_Information shown_
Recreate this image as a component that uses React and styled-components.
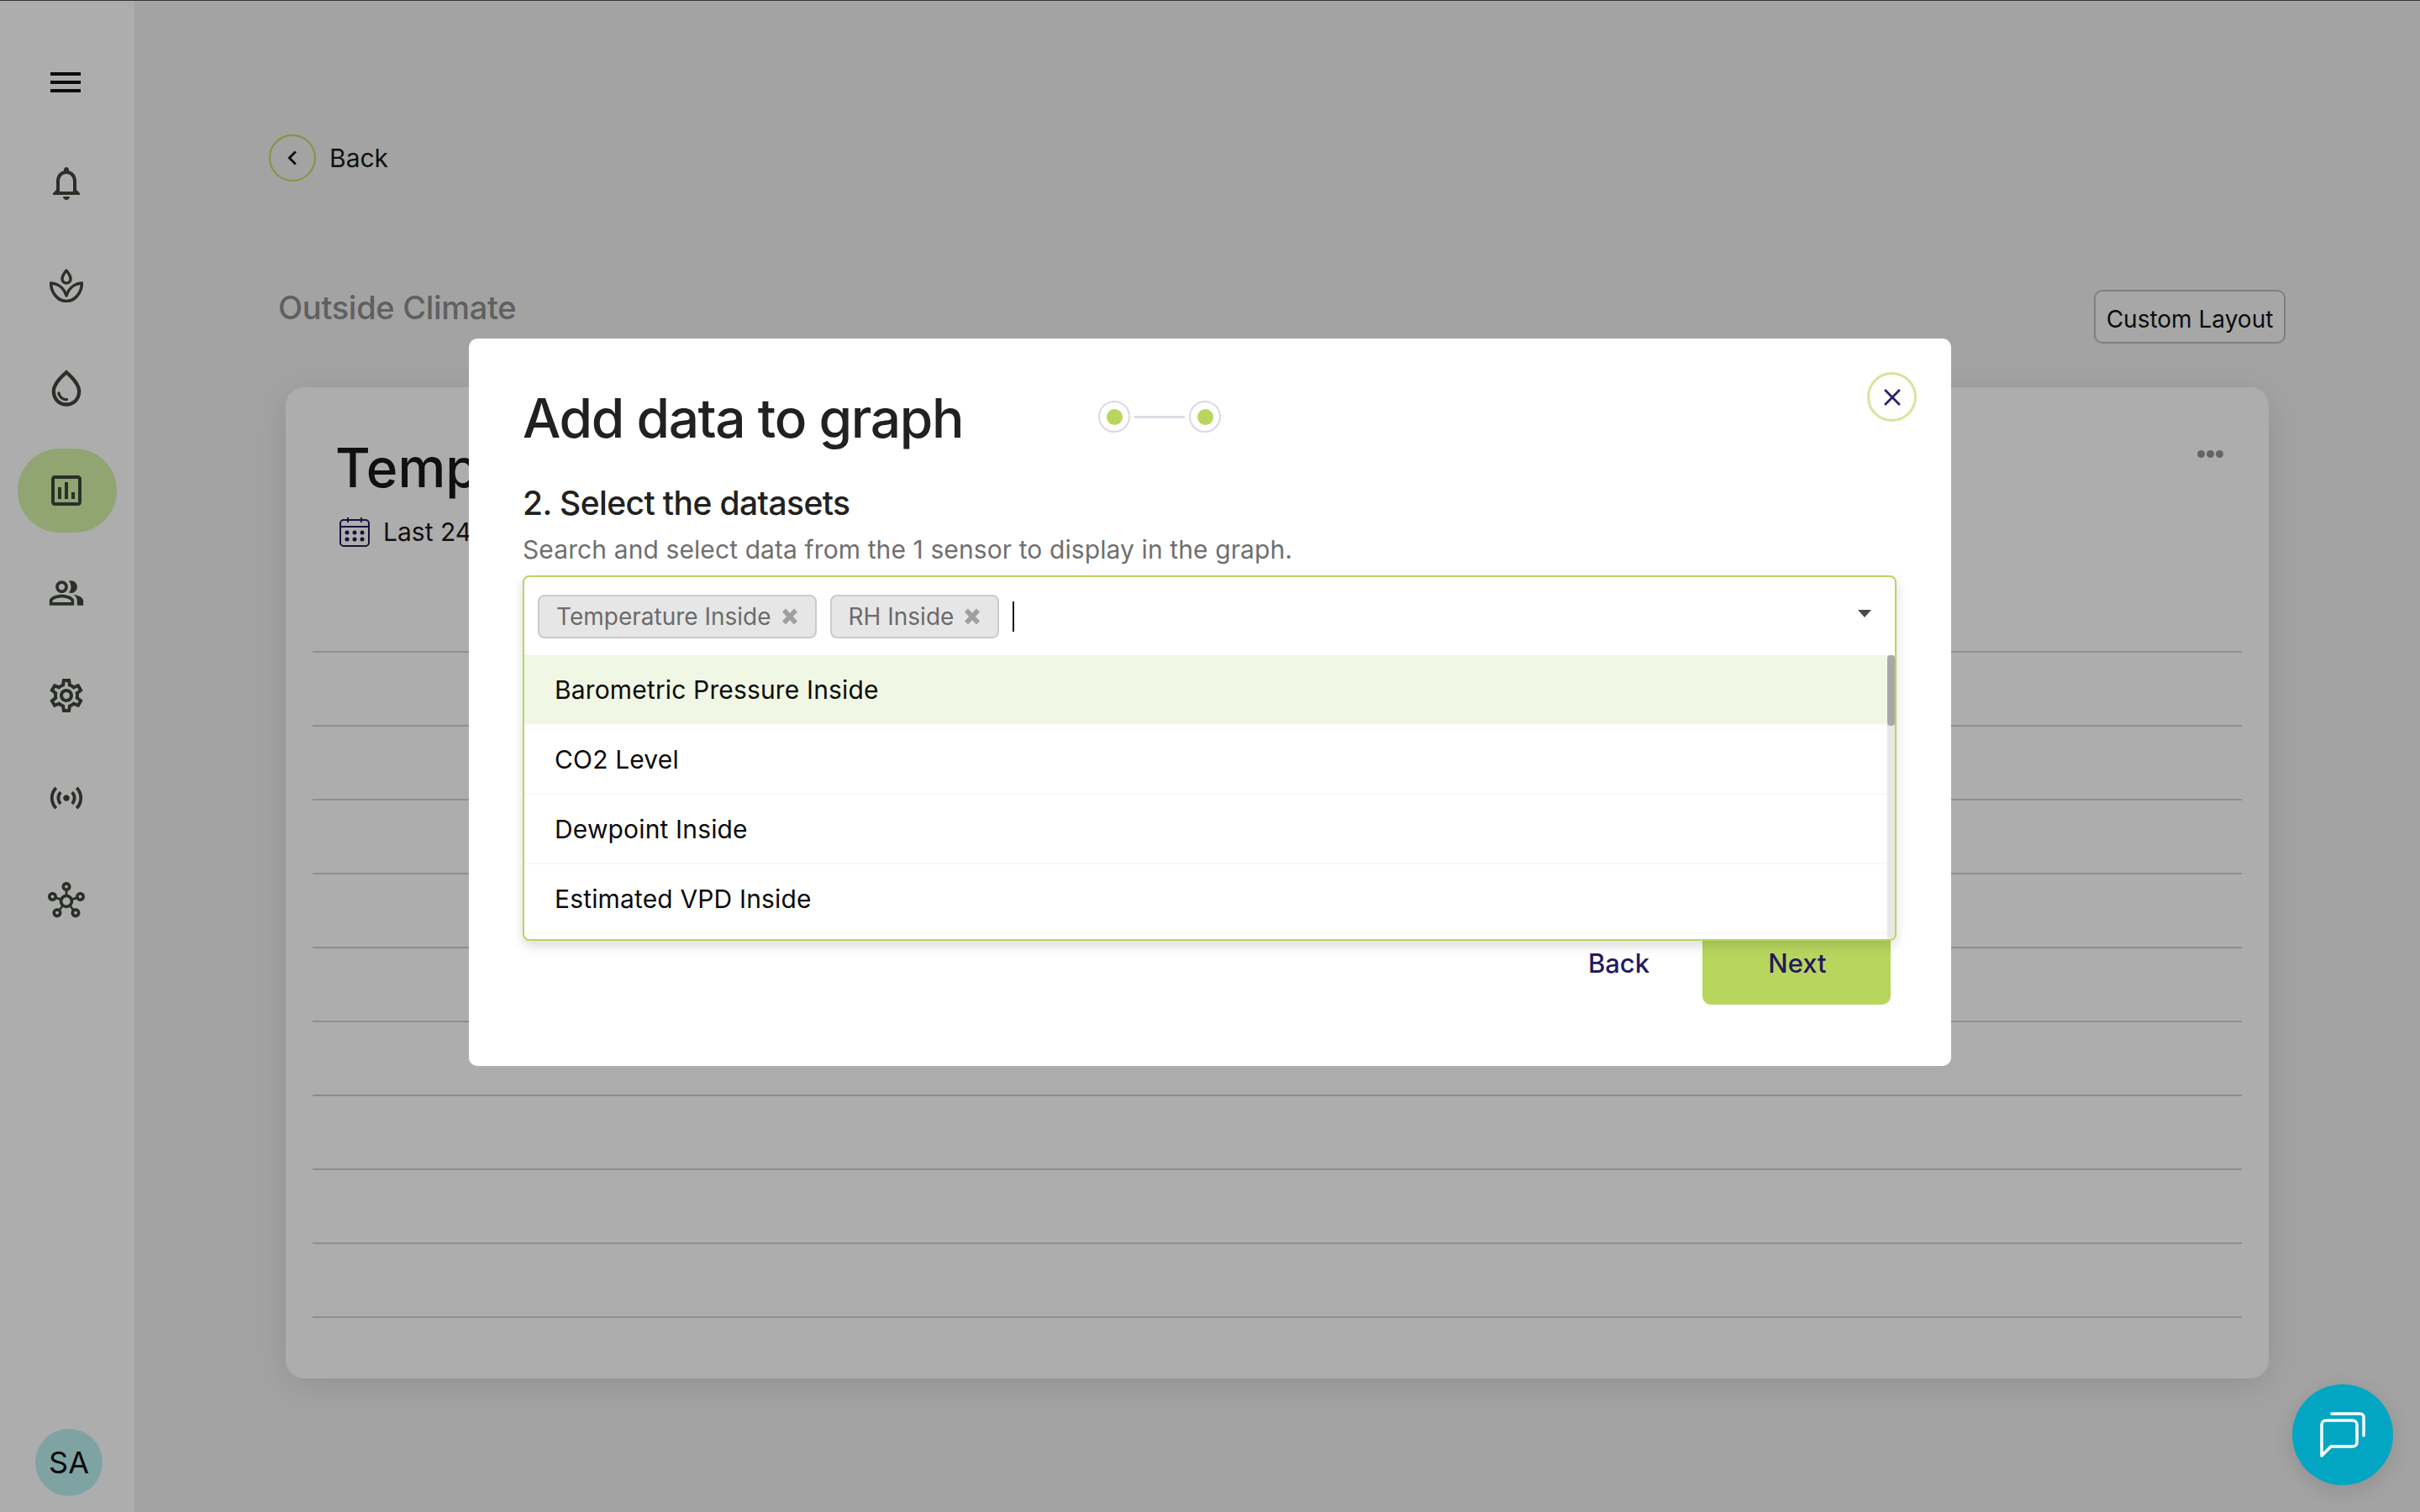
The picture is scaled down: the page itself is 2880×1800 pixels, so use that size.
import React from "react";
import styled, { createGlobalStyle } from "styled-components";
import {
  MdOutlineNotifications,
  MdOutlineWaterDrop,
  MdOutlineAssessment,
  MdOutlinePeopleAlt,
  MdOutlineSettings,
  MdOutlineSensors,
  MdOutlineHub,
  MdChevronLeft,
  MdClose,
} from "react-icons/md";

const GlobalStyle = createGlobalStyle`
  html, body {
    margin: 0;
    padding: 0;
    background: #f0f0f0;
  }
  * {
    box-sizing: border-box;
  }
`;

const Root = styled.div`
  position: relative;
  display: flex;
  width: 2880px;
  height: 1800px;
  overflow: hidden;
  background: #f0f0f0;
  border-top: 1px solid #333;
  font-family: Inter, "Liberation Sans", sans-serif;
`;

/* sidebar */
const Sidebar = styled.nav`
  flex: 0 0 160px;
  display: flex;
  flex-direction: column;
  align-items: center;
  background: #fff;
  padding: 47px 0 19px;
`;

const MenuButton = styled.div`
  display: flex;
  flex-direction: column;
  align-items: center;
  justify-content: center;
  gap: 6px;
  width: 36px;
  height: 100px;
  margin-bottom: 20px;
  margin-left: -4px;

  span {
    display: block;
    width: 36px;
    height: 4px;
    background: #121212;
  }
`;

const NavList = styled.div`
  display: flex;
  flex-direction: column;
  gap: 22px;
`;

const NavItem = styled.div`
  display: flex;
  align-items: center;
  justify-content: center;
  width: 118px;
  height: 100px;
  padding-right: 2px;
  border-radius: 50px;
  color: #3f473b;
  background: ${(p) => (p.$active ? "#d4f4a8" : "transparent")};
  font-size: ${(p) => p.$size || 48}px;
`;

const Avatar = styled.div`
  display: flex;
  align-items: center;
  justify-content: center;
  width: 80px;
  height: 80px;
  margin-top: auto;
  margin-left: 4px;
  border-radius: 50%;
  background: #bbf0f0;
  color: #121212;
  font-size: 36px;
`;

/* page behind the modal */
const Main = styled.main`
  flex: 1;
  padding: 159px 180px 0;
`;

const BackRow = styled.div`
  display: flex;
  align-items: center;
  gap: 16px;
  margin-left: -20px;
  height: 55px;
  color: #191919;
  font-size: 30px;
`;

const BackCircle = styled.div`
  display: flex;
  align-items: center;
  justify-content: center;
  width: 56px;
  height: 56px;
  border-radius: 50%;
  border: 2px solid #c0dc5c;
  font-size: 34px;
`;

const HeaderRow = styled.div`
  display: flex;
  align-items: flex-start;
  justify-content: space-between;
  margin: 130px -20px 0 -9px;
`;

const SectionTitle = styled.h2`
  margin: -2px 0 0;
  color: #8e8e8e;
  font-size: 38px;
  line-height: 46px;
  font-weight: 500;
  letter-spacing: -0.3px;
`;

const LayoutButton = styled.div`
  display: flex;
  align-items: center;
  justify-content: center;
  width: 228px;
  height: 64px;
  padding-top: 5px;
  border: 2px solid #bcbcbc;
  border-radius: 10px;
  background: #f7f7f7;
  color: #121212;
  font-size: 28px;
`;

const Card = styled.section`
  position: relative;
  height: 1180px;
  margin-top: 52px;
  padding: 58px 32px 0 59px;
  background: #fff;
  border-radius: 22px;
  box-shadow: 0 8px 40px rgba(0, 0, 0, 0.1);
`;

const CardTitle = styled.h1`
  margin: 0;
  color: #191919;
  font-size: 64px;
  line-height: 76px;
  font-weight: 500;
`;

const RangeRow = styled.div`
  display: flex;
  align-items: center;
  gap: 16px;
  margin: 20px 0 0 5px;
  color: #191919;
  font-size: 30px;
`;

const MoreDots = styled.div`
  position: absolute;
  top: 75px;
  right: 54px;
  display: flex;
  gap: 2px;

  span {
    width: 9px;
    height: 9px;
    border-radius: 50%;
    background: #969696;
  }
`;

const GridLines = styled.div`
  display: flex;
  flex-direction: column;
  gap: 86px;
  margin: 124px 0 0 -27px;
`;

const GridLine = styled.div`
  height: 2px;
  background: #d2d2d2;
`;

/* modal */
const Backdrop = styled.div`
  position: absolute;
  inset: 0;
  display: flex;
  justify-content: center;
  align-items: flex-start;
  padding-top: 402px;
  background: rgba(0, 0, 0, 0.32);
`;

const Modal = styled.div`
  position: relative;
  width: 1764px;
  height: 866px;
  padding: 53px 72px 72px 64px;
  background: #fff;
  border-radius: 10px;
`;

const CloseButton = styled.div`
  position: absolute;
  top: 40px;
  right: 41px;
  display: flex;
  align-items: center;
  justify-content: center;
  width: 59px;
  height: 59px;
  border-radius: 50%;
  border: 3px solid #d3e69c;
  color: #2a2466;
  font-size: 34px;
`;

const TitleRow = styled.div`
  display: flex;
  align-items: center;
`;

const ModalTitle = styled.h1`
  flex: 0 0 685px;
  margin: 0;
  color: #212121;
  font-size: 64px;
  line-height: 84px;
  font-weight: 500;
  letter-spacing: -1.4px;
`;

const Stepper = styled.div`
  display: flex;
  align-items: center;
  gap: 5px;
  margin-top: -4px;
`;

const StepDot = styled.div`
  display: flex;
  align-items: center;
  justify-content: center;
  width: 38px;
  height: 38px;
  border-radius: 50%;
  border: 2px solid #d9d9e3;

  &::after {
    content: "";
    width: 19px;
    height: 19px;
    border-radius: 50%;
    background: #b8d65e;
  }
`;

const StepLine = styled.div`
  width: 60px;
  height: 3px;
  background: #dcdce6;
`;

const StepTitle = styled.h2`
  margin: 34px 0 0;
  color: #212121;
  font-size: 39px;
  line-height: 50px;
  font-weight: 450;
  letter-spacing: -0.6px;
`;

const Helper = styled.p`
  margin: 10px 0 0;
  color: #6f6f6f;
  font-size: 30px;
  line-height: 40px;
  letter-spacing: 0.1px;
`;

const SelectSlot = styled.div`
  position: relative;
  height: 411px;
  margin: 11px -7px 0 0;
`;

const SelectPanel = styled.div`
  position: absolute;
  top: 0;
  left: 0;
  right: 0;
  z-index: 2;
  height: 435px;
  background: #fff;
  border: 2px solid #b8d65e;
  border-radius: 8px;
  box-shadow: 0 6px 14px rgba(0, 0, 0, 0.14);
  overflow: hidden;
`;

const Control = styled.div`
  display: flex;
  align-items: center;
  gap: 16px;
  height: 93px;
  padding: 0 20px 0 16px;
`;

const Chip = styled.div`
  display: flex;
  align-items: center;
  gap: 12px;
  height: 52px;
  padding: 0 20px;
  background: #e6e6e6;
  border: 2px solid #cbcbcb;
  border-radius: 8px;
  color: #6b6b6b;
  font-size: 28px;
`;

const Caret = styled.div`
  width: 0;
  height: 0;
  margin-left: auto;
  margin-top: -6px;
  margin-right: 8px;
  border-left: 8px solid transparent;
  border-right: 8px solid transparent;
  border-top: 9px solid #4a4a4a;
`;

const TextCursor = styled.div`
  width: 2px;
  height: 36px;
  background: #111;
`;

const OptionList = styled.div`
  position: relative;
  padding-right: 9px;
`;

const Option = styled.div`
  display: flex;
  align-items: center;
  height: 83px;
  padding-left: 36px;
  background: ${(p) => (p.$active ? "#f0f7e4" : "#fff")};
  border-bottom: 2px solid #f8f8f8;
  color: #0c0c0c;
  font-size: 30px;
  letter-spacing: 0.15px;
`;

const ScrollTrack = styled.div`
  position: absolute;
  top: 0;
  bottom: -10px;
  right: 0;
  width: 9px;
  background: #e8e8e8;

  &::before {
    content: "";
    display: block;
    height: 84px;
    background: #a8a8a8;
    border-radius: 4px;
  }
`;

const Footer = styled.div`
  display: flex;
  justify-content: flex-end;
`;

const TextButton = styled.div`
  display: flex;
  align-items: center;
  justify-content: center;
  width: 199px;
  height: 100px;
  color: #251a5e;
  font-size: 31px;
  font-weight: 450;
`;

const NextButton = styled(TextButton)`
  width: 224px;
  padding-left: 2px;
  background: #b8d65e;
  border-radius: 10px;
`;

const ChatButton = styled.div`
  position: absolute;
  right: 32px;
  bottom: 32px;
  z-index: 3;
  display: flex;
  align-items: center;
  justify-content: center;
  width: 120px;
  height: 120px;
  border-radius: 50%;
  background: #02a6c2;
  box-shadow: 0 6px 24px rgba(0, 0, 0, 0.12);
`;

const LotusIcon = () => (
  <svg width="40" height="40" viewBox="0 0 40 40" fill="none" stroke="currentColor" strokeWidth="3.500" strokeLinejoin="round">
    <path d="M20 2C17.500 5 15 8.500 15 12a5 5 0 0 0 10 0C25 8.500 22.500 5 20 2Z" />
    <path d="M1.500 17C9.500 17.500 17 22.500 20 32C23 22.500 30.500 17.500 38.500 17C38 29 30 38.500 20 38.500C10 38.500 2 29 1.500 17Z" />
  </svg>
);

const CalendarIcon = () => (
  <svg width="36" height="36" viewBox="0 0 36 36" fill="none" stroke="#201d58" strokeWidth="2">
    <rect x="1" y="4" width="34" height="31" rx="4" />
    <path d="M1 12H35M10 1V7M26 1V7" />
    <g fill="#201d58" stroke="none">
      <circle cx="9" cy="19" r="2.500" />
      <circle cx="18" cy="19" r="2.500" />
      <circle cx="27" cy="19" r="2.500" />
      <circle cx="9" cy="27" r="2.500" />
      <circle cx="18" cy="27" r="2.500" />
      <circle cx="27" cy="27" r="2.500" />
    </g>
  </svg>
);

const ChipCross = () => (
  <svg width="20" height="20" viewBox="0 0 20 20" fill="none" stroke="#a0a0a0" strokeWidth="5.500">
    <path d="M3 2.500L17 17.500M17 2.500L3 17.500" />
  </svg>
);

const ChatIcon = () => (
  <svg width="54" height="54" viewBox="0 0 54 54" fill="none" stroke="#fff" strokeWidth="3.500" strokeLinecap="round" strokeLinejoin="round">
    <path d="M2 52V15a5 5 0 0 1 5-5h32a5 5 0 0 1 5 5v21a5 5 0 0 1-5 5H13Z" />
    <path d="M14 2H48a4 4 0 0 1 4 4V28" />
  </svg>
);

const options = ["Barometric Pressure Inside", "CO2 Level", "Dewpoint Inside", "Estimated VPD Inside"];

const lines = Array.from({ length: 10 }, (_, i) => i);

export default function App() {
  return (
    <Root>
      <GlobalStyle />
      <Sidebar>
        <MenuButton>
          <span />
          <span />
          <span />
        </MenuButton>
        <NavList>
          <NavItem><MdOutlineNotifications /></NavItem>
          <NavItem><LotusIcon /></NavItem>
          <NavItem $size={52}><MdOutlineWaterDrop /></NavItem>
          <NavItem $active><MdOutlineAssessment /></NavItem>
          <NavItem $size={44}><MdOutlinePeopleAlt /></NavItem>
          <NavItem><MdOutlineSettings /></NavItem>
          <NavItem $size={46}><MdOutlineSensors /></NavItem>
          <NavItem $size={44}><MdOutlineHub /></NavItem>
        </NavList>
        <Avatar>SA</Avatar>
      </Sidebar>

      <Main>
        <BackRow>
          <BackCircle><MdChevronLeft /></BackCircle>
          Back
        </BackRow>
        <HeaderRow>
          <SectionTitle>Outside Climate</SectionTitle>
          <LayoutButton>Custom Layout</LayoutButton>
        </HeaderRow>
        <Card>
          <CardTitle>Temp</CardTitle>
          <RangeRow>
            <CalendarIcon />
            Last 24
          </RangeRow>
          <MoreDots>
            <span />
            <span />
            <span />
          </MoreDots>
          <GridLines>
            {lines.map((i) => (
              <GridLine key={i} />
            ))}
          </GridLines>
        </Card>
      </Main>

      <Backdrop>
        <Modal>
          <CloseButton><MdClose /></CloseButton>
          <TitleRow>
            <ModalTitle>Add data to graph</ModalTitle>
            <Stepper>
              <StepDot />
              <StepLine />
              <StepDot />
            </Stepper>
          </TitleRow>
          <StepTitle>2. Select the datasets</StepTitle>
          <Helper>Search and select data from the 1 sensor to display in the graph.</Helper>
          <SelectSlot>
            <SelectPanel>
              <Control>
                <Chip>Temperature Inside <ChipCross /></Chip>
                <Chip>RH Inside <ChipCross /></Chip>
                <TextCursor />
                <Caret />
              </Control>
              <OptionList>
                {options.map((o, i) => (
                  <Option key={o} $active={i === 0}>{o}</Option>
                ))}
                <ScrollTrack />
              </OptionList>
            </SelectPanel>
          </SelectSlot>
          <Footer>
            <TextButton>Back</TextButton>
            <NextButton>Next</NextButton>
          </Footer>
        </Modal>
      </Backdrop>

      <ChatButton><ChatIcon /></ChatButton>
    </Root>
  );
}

_Given problem_
Search the data above for lines holding "components" and copy each of them.

_Output for this exercise_
Recreate this image as a component that uses React and styled-components.
import styled, { createGlobalStyle } from "styled-components";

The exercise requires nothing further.